The Little Mermaid is directly responsible for a pop-culture universe that takes animated movies seriously. It didn't just raise the bar: Coming after thirty years of stasis, it was a reminder that a bar even existed. The Little Mermaid encouraged thousands of creative people to invest in making children's movies, and those people, being good at their jobs, went out and made The Little Mermaid look really old-fashioned. Kids and grown-ups saw Ariel, and like her, they wanted more: Belle, Simba, Mulan, Buzz Lightyear, Wall-E, and, next year, another redhead who wants to stand on her own two — whaddya call 'em — feet are just some of the results. If you want to pay your respects to The Little Mermaid watch any of those films instead.

Most Disney movies, not to mention fairy tales, are about princesses and their princes. While there is certainly a feminist critique to be done of The Little Mermaid, my concerns are, in this instance, purely entertainment based. The issue is not that Ariel falls in love, the issue is that the movie slows to a crawl when she does. This is in part because “Kiss the Girl” is the only good song left in the film — all due respect to “Le Poissson" (which is striking for clearly having been conceived in a world with very few vegetarians) — and in part because, well, the heroine can’t speak anymore. This messes up the love story irrevocably. Falling in love is portrayed in compelling ways in both Beauty and the Beast and Aladdin, which are better than The Little Mermaid in almost every way, and not just because Disney made glorious strides in animation in only two short years. Belle and Aladdin, blessed with the ability to talk to their heart’s desires, are both fully fleshed-out characters who fall for fully fleshed-out characters. We know why Belle and the Beast and Aladdin and Jasmine like each other. Why do Ariel and Eric like each other? Because they find the other one … pretty? Because Eric has a nice dog? How can they get to know each other, or the audience get to know Eric, when they can’t even have a conversation? The character development screeches to a halt, and Flounder's annoyingly cutesy act isn't enough to make up for it. In a post Finding Nemo world, it's hard not to imagine that there are far more interesting adventures a mermaid might have than falling in love with a Ken doll.

Horrible realization: In the second half of The Little Mermaid, Ariel becomes the Bella Swan of the Disney Princess set. Having spied her “soul mate” Ariel hands her life over to the evil, awesomely campy Ursula and the gruff, well-meaning Sebastian turns monosyllabic, and then survives because of her father and her boyfriend’s timely interventions. Just like the Twilight protagonist, she even ends up changing species. Also! Ariel gets obsessed with a big marble statue of Eric, “marble” being Bella’s favorite word for describing Edward’s physique.

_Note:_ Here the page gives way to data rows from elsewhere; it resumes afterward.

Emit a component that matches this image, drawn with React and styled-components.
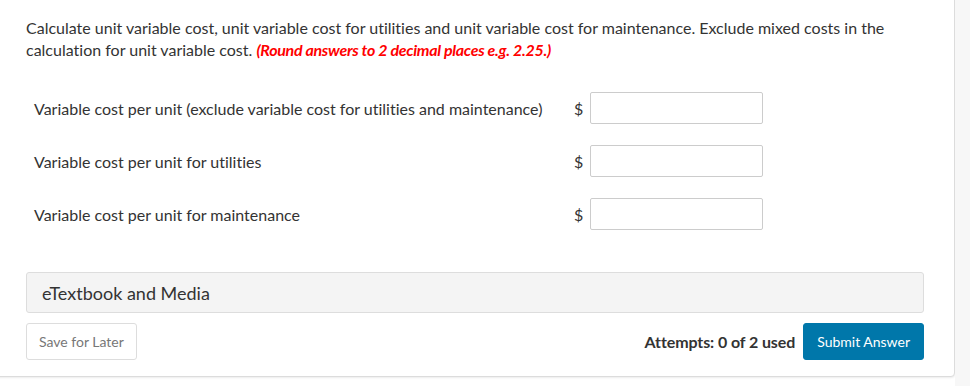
import React from 'react'
import styled, { createGlobalStyle } from 'styled-components'

//#region styles
const GlobalStyle = createGlobalStyle`
  html, body {
    margin: 0;
    padding: 0;
    background: #fff;
  }
  body {
    font-family: Lato, "Open Sans", sans-serif;
    font-variant-ligatures: none;
    color: #333;
  }
`
const Page = styled.div`
  display: flex;
  width: 970px;
  height: 386px;
  overflow: hidden;
`
const Main = styled.div`
  flex: 1;
`
const Gutter = styled.div`
  width: 15px;
  background: #f7f7f7;
`
const Card = styled.div`
  margin: -6px 0 0 -6px;
  padding: 22px 30px 16px 31px;
  background: #fff;
  border: 1px solid #dcdcdc;
  border-radius: 4px;
  box-shadow: 0 1px 2px rgba(0, 0, 0, 0.08);
`
const Prompt = styled.p`
  margin: 0;
  font-size: 16px;
  line-height: 22px;
  color: #333;

  > em {
    font-style: italic;
    font-weight: 700;
    color: #f00;
    letter-spacing: -0.3px;
  }
`
const Rows = styled.div`
  display: flex;
  flex-direction: column;
  gap: 21px;
  margin: 31px 0 0 8px;
`
const Row = styled.div`
  display: grid;
  grid-template-columns: 540px 16px 173px;
  align-items: center;
  font-size: 16px;
`
const Dollar = styled.span`
  font-size: 16px;
  color: #333;
`
const AnswerInput = styled.input`
  box-sizing: border-box;
  width: 173px;
  height: 32px;
  border: 1px solid #ccc;
  border-radius: 2px;
  background: #fff;
  outline: none;
`
const MediaPanel = styled.div`
  margin-top: 42px;
  height: 41px;
  box-sizing: border-box;
  display: flex;
  align-items: center;
  padding: 0 15px;
  background: #f4f4f4;
  border: 1px solid #ddd;
  border-radius: 3px;
  font-size: 18px;
  color: #333;
`
const Footer = styled.div`
  display: flex;
  align-items: center;
  margin-top: 10px;
`
const Button = styled.button`
  height: 37px;
  box-sizing: border-box;
  padding: 0 ${(p) => (p.$primary ? '13px' : '12px')};
  border-radius: 3px;
  font-family: Lato, sans-serif;
  font-variant-ligatures: none;
  font-size: 14px;
  border: 1px solid ${(p) => (p.$primary ? '#0077aa' : '#ddd')};
  background: ${(p) => (p.$primary ? '#0077aa' : '#fff')};
  color: ${(p) => (p.$primary ? '#fff' : '#777')};
`
const Attempts = styled.span`
  margin-left: auto;
  margin-right: 8px;
  font-size: 16px;
  font-weight: 700;
  letter-spacing: -0.1px;
  color: #333;
`
//#endregion

const rows = [
  'Variable cost per unit (exclude variable cost for utilities and maintenance)',
  'Variable cost per unit for utilities',
  'Variable cost per unit for maintenance',
]

function App() {
  return (
    <Page>
      <GlobalStyle />
      <Main>
        <Card>
          <Prompt>
            Calculate unit variable cost, unit variable cost for utilities and unit variable cost for
            maintenance. Exclude mixed costs in the calculation for unit variable cost.{' '}
            <em>(Round answers to 2 decimal places e.g. 2.25.)</em>
          </Prompt>
          <Rows>
            {rows.map((label) => (
              <Row key={label}>
                <span>{label}</span>
                <Dollar>$</Dollar>
                <AnswerInput type="text" />
              </Row>
            ))}
          </Rows>
          <MediaPanel>eTextbook and Media</MediaPanel>
          <Footer>
            <Button>Save for Later</Button>
            <Attempts>Attempts: 0 of 2 used</Attempts>
            <Button $primary>Submit Answer</Button>
          </Footer>
        </Card>
      </Main>
      <Gutter />
    </Page>
  )
}

export default App
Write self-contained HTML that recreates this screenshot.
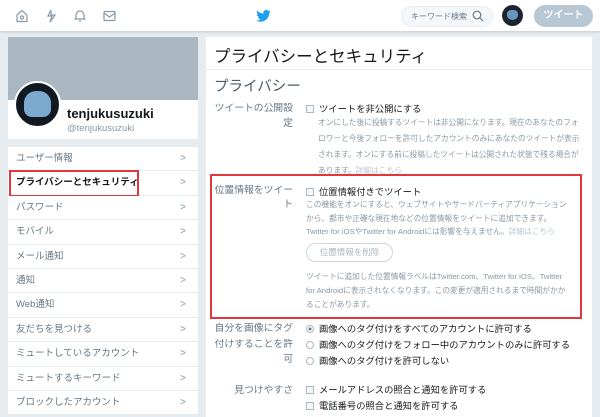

The only two things about The Little Mermaid that really held up — and they're not small — are Ursula, who is a spectacular, creepy, commanding villain (and what is she, exactly? A mer-octopus? An octo-maid?), and the songs, which remain great even though “Part of Your World” does not sound quite as epic in the film as it does in my imagination/karaoke sessions, thanks to some relatively spare instrumentation. Though some have read "Under the Sea" as racist — because it's about all these fish, who are coded as black, celebrating their laziness — the actual number is so the opposite of lazy, and Sebastian is so by far the most serious, focused character in the film, that it wouldn't have occurred to me if the meme wasn't already out there.

What's most striking about The Little Mermaid now is that it's a kids' movie, but from a time before studios were even aware that parents would have to watch these things too. There's a shark chase that comes in the first ten minutes of the film that has no real tension and a bunch of animated slapstick, but it would sure make a 6-year-old laugh. Just two years later, Disney would learn to pay attention to the grown-ups. The problems of The Little Mermaid, both narrative and visual, are wholly resolved in Beauty and the Beast. That film is a excellent example of taking a thing that wasn’t broken (Little Mermaid did, after all, make a ton of money and get great reviews) and fixing it anyway. The soundtrack may not be as good ("Human Again"?), but all of the characterization problems in the Little Mermaid evaporate. The people are nuanced and complex, the relationships have heft, the camera work suddenly contains 360 shots and wide angles, the story never lags, and Belle, a weirdo who wants to be left alone to read her books, will beat up wolves with whatever weapons she has at hand: Belle is no Bella Swan. Appealing to the adults was taken even further in Aladdin, which zips along with more energy than Beauty, but also made pop-culture references and the celebrity voice-overs a de facto component of animated films. Robin Williams does do an amazing if frenetic job as the genie, and the movie doesn't suffer for it, but if you want to know why Rodney Dangerfield and Jack Nicholson impressions are popping up in films for tykes, there's only Aladdin to blame.

The Little Mermaid is directly responsible for a pop-culture universe that takes animated movies seriously. It didn't just raise the bar: Coming after thirty years of stasis, it was a reminder that a bar even existed. The Little Mermaid encouraged thousands of creative people to invest in making children's movies, and those people, being good at their jobs, went out and made The Little Mermaid look really old-fashioned. Kids and grown-ups saw Ariel, and like her, they wanted more: Belle, Simba, Mulan, Buzz Lightyear, Wall-E, and, next year, another redhead who wants to stand on her own two — whaddya call 'em — feet are just some of the results. If you want to pay your respects to The Little Mermaid watch any of those films instead.